* [TASK OBJECTIVE]:
Write out every line of the material as it stands, apart from the pictures.
___
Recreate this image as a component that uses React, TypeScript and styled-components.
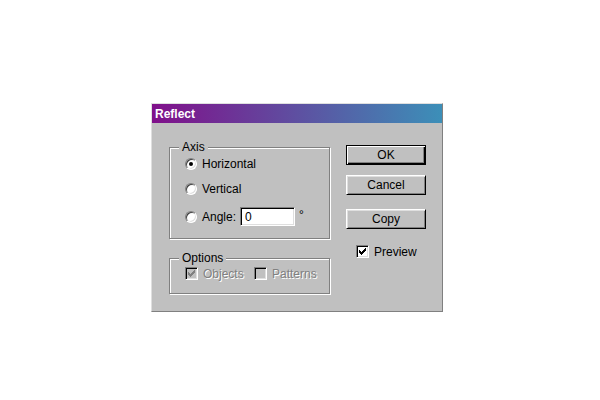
import { FC, ReactNode } from 'react';
import styled, { createGlobalStyle } from 'styled-components';

const GlobalStyle = createGlobalStyle`
  html, body {
    margin: 0;
    padding: 0;
    background: #ffffff;
  }

  body {
    font-family: 'Liberation Sans', Arial, sans-serif;
    font-size: 12px;
    color: #000000;
  }
`;

const Page = styled.div`
  display: flex;
  align-items: flex-start;
  padding: 103px 0 0 151px;
  height: 400px;
  box-sizing: border-box;
`;

const Window = styled.div`
  display: flex;
  flex-direction: column;
  width: 292px;
  height: 209px;
  box-sizing: border-box;
  background: #c0c0c0;
  border: 1px solid;
  border-color: #dfdfdf #808080 #808080 #dfdfdf;
`;

const TitleBar = styled.div`
  display: flex;
  align-items: center;
  height: 19px;
  padding-left: 3px;
  background: linear-gradient(to right, #80108a, #3c8fb8);
  color: #ffffff;
  font-weight: bold;
  font-size: 12px;
`;

const Body = styled.div`
  display: flex;
  gap: 16px;
  padding: 22px 16px 0 17px;
`;

const LeftColumn = styled.div`
  display: flex;
  flex-direction: column;
  gap: 19px;
  width: 161px;
  margin-top: 2px;
`;

const RightColumn = styled.div`
  display: flex;
  flex-direction: column;
  width: 80px;
`;

const Group = styled.div<{ $pad: string }>`
  position: relative;
  display: flex;
  flex-direction: column;
  gap: 11px;
  padding: ${({ $pad }) => $pad};
  border: 1px solid #808080;
  box-shadow: inset 1px 1px 0 #ffffff, 1px 1px 0 #ffffff;
`;

const GroupLabel = styled.span`
  position: absolute;
  top: -8px;
  left: 9px;
  padding: 0 3px;
  background: #c0c0c0;
  line-height: 14px;
`;

const Row = styled.label<{ $height: number }>`
  display: flex;
  align-items: center;
  height: ${({ $height }) => $height}px;
`;

const Radio = styled.span<{ $checked?: boolean }>`
  position: relative;
  width: 12px;
  height: 12px;
  box-sizing: border-box;
  border-radius: 50%;
  background: #ffffff;
  border: 1px solid;
  border-color: #808080 #ffffff #ffffff #808080;
  box-shadow: inset 1px 1px 0 #404040, inset -1px -1px 0 #dfdfdf;
  margin-right: 5px;

  &::after {
    content: '';
    display: ${({ $checked }) => ($checked ? 'block' : 'none')};
    position: absolute;
    left: 3px;
    top: 3px;
    width: 4px;
    height: 4px;
    border-radius: 50%;
    background: #000000;
  }
`;

const AngleLabel = styled.span`
  width: 38px;
`;

const Field = styled.div`
  display: flex;
  align-items: center;
  width: 55px;
  height: 19px;
  box-sizing: border-box;
  padding-left: 4px;
  background: #ffffff;
  border: 1px solid;
  border-color: #808080 #ffffff #ffffff #808080;
  box-shadow: inset 1px 1px 0 #000000, inset -1px -1px 0 #dfdfdf;
`;

const Degree = styled.span`
  margin-left: 4px;
  align-self: flex-start;
  margin-top: 1px;
`;

const CheckRow = styled.label<{ $width?: number }>`
  display: flex;
  align-items: center;
  height: 13px;
  width: ${({ $width }) => ($width ? `${$width}px` : 'auto')};
`;

const Box = styled.span<{ $disabled?: boolean }>`
  display: flex;
  align-items: center;
  justify-content: center;
  width: 13px;
  height: 13px;
  box-sizing: border-box;
  background: ${({ $disabled }) => ($disabled ? '#c0c0c0' : '#ffffff')};
  border: 1px solid;
  border-color: #808080 #ffffff #ffffff #808080;
  box-shadow: inset 1px 1px 0 #000000, inset -1px -1px 0 #dfdfdf;
  margin-right: 5px;
`;

const CheckText = styled.span<{ $disabled?: boolean }>`
  color: ${({ $disabled }) => ($disabled ? '#808080' : '#000000')};
  text-shadow: ${({ $disabled }) => ($disabled ? '1px 1px 0 #ffffff' : 'none')};
`;

const Button = styled.button<{ $default?: boolean }>`
  width: 80px;
  height: 20px;
  box-sizing: border-box;
  padding: 0;
  font: inherit;
  color: #000000;
  background: #c0c0c0;
  border: 1px solid;
  border-color: ${({ $default }) =>
    $default ? '#000000' : '#ffffff #000000 #000000 #ffffff'};
  box-shadow: ${({ $default }) =>
    $default
      ? 'inset 1px 1px 0 #ffffff, inset -1px -1px 0 #000000, inset -2px -2px 0 #808080'
      : 'inset 1px 1px 0 #dfdfdf, inset -1px -1px 0 #808080'};
`;

const PreviewRow = styled(CheckRow)`
  margin: 16px 0 0 10px;
`;

const CheckMark = ({ color }: { color: string }) => (
  <svg width="7" height="7" viewBox="0 0 7 7" shapeRendering="crispEdges">
    <path
      d="M0 2h1v3h-1zM1 3h1v3h-1zM2 4h1v3h-1zM3 3h1v3h-1zM4 2h1v3h-1zM5 1h1v3h-1zM6 0h1v3h-1z"
      fill={color}
    />
  </svg>
);

const Check: FC<{ checked?: boolean; disabled?: boolean; width?: number; children: ReactNode }> = ({
  checked,
  disabled,
  width,
  children,
}) => (
  <CheckRow $width={width}>
    <Box $disabled={disabled}>
      {checked && <CheckMark color={disabled ? '#808080' : '#000000'} />}
    </Box>
    <CheckText $disabled={disabled}>{children}</CheckText>
  </CheckRow>
);

const App: FC = () => (
  <Page>
    <GlobalStyle />
    <Window>
      <TitleBar>Reflect</TitleBar>
      <Body>
        <LeftColumn>
          <Group $pad="9px 0 12px 15px">
            <GroupLabel>Axis</GroupLabel>
            <Row $height={14}>
              <Radio $checked />
              Horizontal
            </Row>
            <Row $height={14}>
              <Radio />
              Vertical
            </Row>
            <Row $height={19}>
              <Radio />
              <AngleLabel>Angle:</AngleLabel>
              <Field>0</Field>
              <Degree>°</Degree>
            </Row>
          </Group>
          <Group $pad="8px 0 13px 15px">
            <GroupLabel>Options</GroupLabel>
            <CheckRow>
              <Check checked disabled width={69}>
                Objects
              </Check>
              <Check disabled>Patterns</Check>
            </CheckRow>
          </Group>
        </LeftColumn>
        <RightColumn>
          <Button $default>OK</Button>
          <Button style={{ marginTop: 10 }}>Cancel</Button>
          <Button style={{ marginTop: 14 }}>Copy</Button>
          <PreviewRow>
            <Box>
              <CheckMark color="#000000" />
            </Box>
            <CheckText>Preview</CheckText>
          </PreviewRow>
        </RightColumn>
      </Body>
    </Window>
  </Page>
);

export default App;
___
* [RESULT]:
Recreate this image as a component that uses React, TypeScript and styled-components.
import { FC, ReactNode } from 'react';
import styled, { createGlobalStyle } from 'styled-components';

const GlobalStyle = createGlobalStyle`
  html, body {
    margin: 0;
    padding: 0;
    background: #ffffff;
  }

  body {
    font-family: 'Liberation Sans', Arial, sans-serif;
    font-size: 12px;
    color: #000000;
  }
`;

const Page = styled.div`
  display: flex;
  align-items: flex-start;
  padding: 103px 0 0 151px;
  height: 400px;
  box-sizing: border-box;
`;

const Window = styled.div`
  display: flex;
  flex-direction: column;
  width: 292px;
  height: 209px;
  box-sizing: border-box;
  background: #c0c0c0;
  border: 1px solid;
  border-color: #dfdfdf #808080 #808080 #dfdfdf;
`;

const TitleBar = styled.div`
  display: flex;
  align-items: center;
  height: 19px;
  padding-left: 3px;
  background: linear-gradient(to right, #80108a, #3c8fb8);
  color: #ffffff;
  font-weight: bold;
  font-size: 12px;
`;

const Body = styled.div`
  display: flex;
  gap: 16px;
  padding: 22px 16px 0 17px;
`;

const LeftColumn = styled.div`
  display: flex;
  flex-direction: column;
  gap: 19px;
  width: 161px;
  margin-top: 2px;
`;

const RightColumn = styled.div`
  display: flex;
  flex-direction: column;
  width: 80px;
`;

const Group = styled.div<{ $pad: string }>`
  position: relative;
  display: flex;
  flex-direction: column;
  gap: 11px;
  padding: ${({ $pad }) => $pad};
  border: 1px solid #808080;
  box-shadow: inset 1px 1px 0 #ffffff, 1px 1px 0 #ffffff;
`;

const GroupLabel = styled.span`
  position: absolute;
  top: -8px;
  left: 9px;
  padding: 0 3px;
  background: #c0c0c0;
  line-height: 14px;
`;

const Row = styled.label<{ $height: number }>`
  display: flex;
  align-items: center;
  height: ${({ $height }) => $height}px;
`;

const Radio = styled.span<{ $checked?: boolean }>`
  position: relative;
  width: 12px;
  height: 12px;
  box-sizing: border-box;
  border-radius: 50%;
  background: #ffffff;
  border: 1px solid;
  border-color: #808080 #ffffff #ffffff #808080;
  box-shadow: inset 1px 1px 0 #404040, inset -1px -1px 0 #dfdfdf;
  margin-right: 5px;

  &::after {
    content: '';
    display: ${({ $checked }) => ($checked ? 'block' : 'none')};
    position: absolute;
    left: 3px;
    top: 3px;
    width: 4px;
    height: 4px;
    border-radius: 50%;
    background: #000000;
  }
`;

const AngleLabel = styled.span`
  width: 38px;
`;

const Field = styled.div`
  display: flex;
  align-items: center;
  width: 55px;
  height: 19px;
  box-sizing: border-box;
  padding-left: 4px;
  background: #ffffff;
  border: 1px solid;
  border-color: #808080 #ffffff #ffffff #808080;
  box-shadow: inset 1px 1px 0 #000000, inset -1px -1px 0 #dfdfdf;
`;

const Degree = styled.span`
  margin-left: 4px;
  align-self: flex-start;
  margin-top: 1px;
`;

const CheckRow = styled.label<{ $width?: number }>`
  display: flex;
  align-items: center;
  height: 13px;
  width: ${({ $width }) => ($width ? `${$width}px` : 'auto')};
`;

const Box = styled.span<{ $disabled?: boolean }>`
  display: flex;
  align-items: center;
  justify-content: center;
  width: 13px;
  height: 13px;
  box-sizing: border-box;
  background: ${({ $disabled }) => ($disabled ? '#c0c0c0' : '#ffffff')};
  border: 1px solid;
  border-color: #808080 #ffffff #ffffff #808080;
  box-shadow: inset 1px 1px 0 #000000, inset -1px -1px 0 #dfdfdf;
  margin-right: 5px;
`;

const CheckText = styled.span<{ $disabled?: boolean }>`
  color: ${({ $disabled }) => ($disabled ? '#808080' : '#000000')};
  text-shadow: ${({ $disabled }) => ($disabled ? '1px 1px 0 #ffffff' : 'none')};
`;

const Button = styled.button<{ $default?: boolean }>`
  width: 80px;
  height: 20px;
  box-sizing: border-box;
  padding: 0;
  font: inherit;
  color: #000000;
  background: #c0c0c0;
  border: 1px solid;
  border-color: ${({ $default }) =>
    $default ? '#000000' : '#ffffff #000000 #000000 #ffffff'};
  box-shadow: ${({ $default }) =>
    $default
      ? 'inset 1px 1px 0 #ffffff, inset -1px -1px 0 #000000, inset -2px -2px 0 #808080'
      : 'inset 1px 1px 0 #dfdfdf, inset -1px -1px 0 #808080'};
`;

const PreviewRow = styled(CheckRow)`
  margin: 16px 0 0 10px;
`;

const CheckMark = ({ color }: { color: string }) => (
  <svg width="7" height="7" viewBox="0 0 7 7" shapeRendering="crispEdges">
    <path
      d="M0 2h1v3h-1zM1 3h1v3h-1zM2 4h1v3h-1zM3 3h1v3h-1zM4 2h1v3h-1zM5 1h1v3h-1zM6 0h1v3h-1z"
      fill={color}
    />
  </svg>
);

const Check: FC<{ checked?: boolean; disabled?: boolean; width?: number; children: ReactNode }> = ({
  checked,
  disabled,
  width,
  children,
}) => (
  <CheckRow $width={width}>
    <Box $disabled={disabled}>
      {checked && <CheckMark color={disabled ? '#808080' : '#000000'} />}
    </Box>
    <CheckText $disabled={disabled}>{children}</CheckText>
  </CheckRow>
);

const App: FC = () => (
  <Page>
    <GlobalStyle />
    <Window>
      <TitleBar>Reflect</TitleBar>
      <Body>
        <LeftColumn>
          <Group $pad="9px 0 12px 15px">
            <GroupLabel>Axis</GroupLabel>
            <Row $height={14}>
              <Radio $checked />
              Horizontal
            </Row>
            <Row $height={14}>
              <Radio />
              Vertical
            </Row>
            <Row $height={19}>
              <Radio />
              <AngleLabel>Angle:</AngleLabel>
              <Field>0</Field>
              <Degree>°</Degree>
            </Row>
          </Group>
          <Group $pad="8px 0 13px 15px">
            <GroupLabel>Options</GroupLabel>
            <CheckRow>
              <Check checked disabled width={69}>
                Objects
              </Check>
              <Check disabled>Patterns</Check>
            </CheckRow>
          </Group>
        </LeftColumn>
        <RightColumn>
          <Button $default>OK</Button>
          <Button style={{ marginTop: 10 }}>Cancel</Button>
          <Button style={{ marginTop: 14 }}>Copy</Button>
          <PreviewRow>
            <Box>
              <CheckMark color="#000000" />
            </Box>
            <CheckText>Preview</CheckText>
          </PreviewRow>
        </RightColumn>
      </Body>
    </Window>
  </Page>
);

export default App;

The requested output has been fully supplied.